┌──

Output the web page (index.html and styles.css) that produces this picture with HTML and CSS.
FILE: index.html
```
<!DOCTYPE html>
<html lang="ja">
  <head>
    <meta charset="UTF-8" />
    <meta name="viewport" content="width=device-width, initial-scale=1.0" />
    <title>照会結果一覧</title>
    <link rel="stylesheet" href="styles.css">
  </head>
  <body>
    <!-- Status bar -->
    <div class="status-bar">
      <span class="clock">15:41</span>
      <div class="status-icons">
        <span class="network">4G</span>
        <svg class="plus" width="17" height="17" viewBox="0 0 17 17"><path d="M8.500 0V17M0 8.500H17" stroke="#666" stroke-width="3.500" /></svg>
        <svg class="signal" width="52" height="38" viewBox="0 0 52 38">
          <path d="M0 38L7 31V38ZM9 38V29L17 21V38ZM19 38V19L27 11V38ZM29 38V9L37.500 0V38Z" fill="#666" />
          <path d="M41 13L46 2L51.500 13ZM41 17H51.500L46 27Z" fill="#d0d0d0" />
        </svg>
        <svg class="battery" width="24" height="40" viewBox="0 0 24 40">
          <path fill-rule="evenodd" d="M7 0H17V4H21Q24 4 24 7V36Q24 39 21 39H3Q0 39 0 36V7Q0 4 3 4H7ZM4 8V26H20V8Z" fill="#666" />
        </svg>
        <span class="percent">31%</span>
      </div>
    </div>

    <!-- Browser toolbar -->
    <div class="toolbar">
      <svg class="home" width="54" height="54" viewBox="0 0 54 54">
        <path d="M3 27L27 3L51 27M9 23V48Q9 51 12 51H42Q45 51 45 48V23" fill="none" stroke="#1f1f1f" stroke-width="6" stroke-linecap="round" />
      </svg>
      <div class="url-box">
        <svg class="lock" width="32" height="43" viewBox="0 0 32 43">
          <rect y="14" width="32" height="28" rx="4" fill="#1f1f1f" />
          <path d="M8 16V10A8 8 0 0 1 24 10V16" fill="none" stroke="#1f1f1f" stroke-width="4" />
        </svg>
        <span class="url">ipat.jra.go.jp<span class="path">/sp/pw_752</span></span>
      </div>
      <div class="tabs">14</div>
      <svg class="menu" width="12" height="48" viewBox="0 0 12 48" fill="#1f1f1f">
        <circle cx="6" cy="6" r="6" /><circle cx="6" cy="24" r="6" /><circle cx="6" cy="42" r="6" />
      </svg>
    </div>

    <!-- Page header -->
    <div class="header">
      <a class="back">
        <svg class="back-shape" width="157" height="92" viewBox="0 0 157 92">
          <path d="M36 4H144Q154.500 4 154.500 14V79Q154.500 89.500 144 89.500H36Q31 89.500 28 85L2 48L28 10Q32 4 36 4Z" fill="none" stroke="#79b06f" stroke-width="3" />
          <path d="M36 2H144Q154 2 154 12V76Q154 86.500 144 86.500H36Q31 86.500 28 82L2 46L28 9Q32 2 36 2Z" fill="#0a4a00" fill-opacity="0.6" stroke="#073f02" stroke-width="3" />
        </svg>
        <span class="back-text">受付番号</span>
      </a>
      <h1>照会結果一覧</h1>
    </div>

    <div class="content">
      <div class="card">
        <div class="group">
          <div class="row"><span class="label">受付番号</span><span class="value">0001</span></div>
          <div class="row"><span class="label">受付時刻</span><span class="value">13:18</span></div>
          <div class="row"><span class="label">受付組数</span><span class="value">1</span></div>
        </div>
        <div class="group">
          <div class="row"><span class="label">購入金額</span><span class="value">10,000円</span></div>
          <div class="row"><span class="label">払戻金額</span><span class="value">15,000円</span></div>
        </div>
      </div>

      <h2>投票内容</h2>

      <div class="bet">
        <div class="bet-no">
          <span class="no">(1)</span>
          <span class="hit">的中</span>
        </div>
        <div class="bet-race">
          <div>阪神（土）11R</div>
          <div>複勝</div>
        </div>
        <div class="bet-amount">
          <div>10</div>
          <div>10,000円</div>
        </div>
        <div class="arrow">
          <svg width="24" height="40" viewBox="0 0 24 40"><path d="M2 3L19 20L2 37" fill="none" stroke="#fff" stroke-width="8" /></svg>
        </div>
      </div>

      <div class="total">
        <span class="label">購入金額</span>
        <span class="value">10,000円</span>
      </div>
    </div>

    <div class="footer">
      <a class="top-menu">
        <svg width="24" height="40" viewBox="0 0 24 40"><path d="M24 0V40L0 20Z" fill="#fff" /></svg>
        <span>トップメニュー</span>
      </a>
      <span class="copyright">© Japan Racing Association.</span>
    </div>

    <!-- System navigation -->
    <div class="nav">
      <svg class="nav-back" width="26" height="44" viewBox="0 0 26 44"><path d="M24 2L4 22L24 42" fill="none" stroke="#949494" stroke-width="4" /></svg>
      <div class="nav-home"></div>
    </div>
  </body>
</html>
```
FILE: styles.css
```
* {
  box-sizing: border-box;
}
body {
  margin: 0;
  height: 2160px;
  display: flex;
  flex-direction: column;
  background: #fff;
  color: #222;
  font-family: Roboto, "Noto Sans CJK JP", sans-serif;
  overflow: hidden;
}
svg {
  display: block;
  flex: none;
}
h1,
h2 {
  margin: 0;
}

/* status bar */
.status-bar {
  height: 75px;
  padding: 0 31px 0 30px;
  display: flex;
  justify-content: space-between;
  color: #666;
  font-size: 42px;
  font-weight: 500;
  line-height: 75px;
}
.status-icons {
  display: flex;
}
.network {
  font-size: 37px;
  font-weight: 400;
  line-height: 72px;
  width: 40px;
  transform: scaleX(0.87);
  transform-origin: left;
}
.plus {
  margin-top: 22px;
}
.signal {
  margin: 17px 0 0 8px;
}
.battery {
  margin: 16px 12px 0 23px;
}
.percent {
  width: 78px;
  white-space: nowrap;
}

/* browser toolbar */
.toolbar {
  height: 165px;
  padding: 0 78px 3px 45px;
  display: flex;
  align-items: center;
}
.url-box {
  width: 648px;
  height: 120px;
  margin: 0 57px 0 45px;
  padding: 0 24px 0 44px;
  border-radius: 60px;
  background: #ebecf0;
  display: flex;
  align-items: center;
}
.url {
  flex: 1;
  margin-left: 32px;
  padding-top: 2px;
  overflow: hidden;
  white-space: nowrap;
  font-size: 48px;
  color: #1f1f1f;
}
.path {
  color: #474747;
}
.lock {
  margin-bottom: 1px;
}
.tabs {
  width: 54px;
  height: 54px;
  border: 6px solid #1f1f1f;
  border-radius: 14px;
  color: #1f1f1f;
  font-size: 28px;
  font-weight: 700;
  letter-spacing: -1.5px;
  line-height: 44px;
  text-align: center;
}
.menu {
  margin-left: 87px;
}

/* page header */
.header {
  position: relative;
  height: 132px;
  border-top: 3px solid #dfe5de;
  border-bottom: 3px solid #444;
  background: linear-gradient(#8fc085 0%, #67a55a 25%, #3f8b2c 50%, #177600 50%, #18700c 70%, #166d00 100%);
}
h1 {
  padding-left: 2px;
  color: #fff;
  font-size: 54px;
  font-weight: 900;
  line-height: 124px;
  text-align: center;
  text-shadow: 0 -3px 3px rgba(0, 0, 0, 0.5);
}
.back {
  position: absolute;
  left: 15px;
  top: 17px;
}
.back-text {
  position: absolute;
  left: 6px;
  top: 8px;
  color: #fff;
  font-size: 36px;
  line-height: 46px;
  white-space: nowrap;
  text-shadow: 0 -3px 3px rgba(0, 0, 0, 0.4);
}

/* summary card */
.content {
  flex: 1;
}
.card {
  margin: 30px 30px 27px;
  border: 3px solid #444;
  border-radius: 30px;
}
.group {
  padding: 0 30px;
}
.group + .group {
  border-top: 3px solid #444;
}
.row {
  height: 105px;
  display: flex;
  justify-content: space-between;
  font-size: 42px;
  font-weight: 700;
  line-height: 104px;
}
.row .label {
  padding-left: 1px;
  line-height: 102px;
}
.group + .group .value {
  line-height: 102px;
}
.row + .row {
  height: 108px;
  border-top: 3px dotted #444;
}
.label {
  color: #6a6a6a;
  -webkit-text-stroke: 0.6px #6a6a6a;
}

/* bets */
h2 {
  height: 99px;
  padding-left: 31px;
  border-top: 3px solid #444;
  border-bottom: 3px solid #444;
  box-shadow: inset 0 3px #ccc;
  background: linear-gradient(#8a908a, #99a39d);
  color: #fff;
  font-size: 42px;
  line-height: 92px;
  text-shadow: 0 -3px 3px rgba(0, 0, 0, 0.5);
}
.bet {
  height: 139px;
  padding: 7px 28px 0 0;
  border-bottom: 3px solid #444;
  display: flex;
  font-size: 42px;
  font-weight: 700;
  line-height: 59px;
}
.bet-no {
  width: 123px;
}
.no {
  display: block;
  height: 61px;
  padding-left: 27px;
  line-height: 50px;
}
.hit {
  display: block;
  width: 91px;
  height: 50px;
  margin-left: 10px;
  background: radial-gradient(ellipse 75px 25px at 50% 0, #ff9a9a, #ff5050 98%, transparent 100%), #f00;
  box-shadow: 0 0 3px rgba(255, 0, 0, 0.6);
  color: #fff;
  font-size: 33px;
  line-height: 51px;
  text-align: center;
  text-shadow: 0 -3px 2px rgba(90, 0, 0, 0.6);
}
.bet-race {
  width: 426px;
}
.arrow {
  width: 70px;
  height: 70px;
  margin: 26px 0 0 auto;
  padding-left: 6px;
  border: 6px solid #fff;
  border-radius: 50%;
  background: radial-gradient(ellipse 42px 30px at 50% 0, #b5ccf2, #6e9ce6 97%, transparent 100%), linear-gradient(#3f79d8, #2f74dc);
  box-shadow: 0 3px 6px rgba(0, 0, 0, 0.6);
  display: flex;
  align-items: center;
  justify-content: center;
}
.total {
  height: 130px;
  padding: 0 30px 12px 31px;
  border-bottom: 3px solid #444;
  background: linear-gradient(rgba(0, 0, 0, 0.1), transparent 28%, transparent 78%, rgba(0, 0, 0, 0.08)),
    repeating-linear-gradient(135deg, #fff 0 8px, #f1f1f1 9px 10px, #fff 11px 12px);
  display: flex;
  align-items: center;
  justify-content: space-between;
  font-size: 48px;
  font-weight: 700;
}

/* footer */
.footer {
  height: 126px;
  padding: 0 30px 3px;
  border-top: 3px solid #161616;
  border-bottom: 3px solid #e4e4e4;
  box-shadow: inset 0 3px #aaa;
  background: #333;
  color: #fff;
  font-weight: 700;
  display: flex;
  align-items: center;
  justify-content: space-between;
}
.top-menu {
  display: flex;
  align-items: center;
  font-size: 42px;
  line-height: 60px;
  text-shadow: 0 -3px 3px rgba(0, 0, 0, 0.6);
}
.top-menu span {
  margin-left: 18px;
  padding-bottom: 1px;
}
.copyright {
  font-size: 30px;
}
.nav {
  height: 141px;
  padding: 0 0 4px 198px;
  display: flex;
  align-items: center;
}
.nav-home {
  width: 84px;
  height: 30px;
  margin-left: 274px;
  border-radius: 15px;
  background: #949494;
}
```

└──
┌──

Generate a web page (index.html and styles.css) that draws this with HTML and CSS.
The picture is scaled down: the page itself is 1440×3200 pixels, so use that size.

└──

→ **Required work**:
Look above for the line that contains "Generate a web". Starting there, transcribe every line exactly until you have copied the line that contains "The picture is".

→ **Expected answer**:
Generate a web page (index.html and styles.css) that draws this with HTML and CSS.
The picture is scaled down: the page itself is 1440×3200 pixels, so use that size.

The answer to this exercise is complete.